Why Our Lady of Sorrows?
The poet Wendell Berry reflects that "for parents, the only way is hard. We who give life give pain. There is no help. Yet we who give pain give love; by pain we learn the extremity of love..."
In other words, it may be different in another world, but in this world, all love requires a sacrifice, and with that sacrifice there is inevitable pain. To reject sacrifice as the condition for the possibility of love is to live an essentially loveless existence.
Berry continues his reflection with this insight: I read of Christ crucified, the only begotten Son sacrificed to flesh and time and all our woe. He died and rose, but who does not tremble for his pain and loneliness, and the darkness of the sixth hour? Unless we grieve like Mary at his grave, giving him up as lost, no Easter morning comes...
The great mystery of the Incarnation is that God so desires communion with us that he allows himself to enter into the saddest and most difficult events of life. God in Christ does not exempt himself from the painful experiences of human existence. The Incarnation is a real event that happens in real flesh and blood, rather than in myth or metaphor. It involves real love and therefore very real pain. The implications of this are vast and saints and theologians have racked their brains for centuries exploring all its possibilities. Not only this, but many have been so moved by a God who would accept a human nature out of love for his creatures that they have been moved themselves to imitate his descent into our condition- seeking to serve his presence in those who represent his sufferings in their own afflictions.
The Incarnation demanded the cooperation of human agents to make it possible. If Christ was to be born into our flesh, he would have to have a mother. It is our faith that the Mother of God accepted the gift of the Incarnation in a way that was wholly singular and unique. God in Christ entered into her life with a depth and intimacy that not even those angels closest to the throne of God have known. To the worldly minded, such proximity to divine power should mean power, privilege and personal glory. But none of these things were offered, and none would have been accepted, such was the humility of the one who would be the Mother of God.
What the Mother of God did accept was the gift of being able to love God as a mother loves her only beloved Son. But this would mean, as it does for all mothers, a sacrifice- such love would engender pain. To give God his flesh from her flesh would mean that God would make his way into our world as vulnerable as we are. His joy would be her joy. But his suffering would be her suffering as well. She could not protect him from the suffering and death that would be his mission.
This is essentially the meaning of the presentation of the Mother of God as Our Lady of Sorrows. It is a dramatic display to us of the full implications of the Incarnation for the woman who loved him most in all the world.
We make a mistake if we think that because Mary is the Mother of God that this somehow meant that she escaped the more painful experiences of life. In fact, it is better to think that because of the depth of her relationship with Christ, the sad facts of life were enhanced for her rather than dulled. She experienced life knowing the full cost of humanity's refusal to love, and saw for herself the terrible cost in the manner that her beloved Son suffered and died.

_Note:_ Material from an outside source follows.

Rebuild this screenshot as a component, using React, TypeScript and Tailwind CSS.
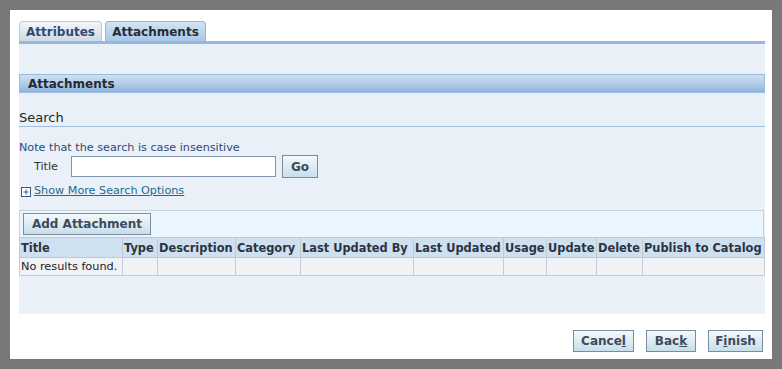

All the while in the midst of the pain filled way of the cross she trusted that God was present, even if such a presence could not be felt or offered little in the way of relief or consolation.
Each of us will at some point of our lives experience a similar desolation. Like the Mother of God, the events and circumstances of life will offer us not only love, but sorrow. In these moments the witness of the Mother of Sorrows will demonstrate to us that genuine faith is not a merely a comfort, a crutch or a diversion. Faith in Christ does not bring with it exemption from the reality of our existence but grants us access to the divine life in all things- even suffering and even death and it is through precisely these experiences that we learn the extremity of true love.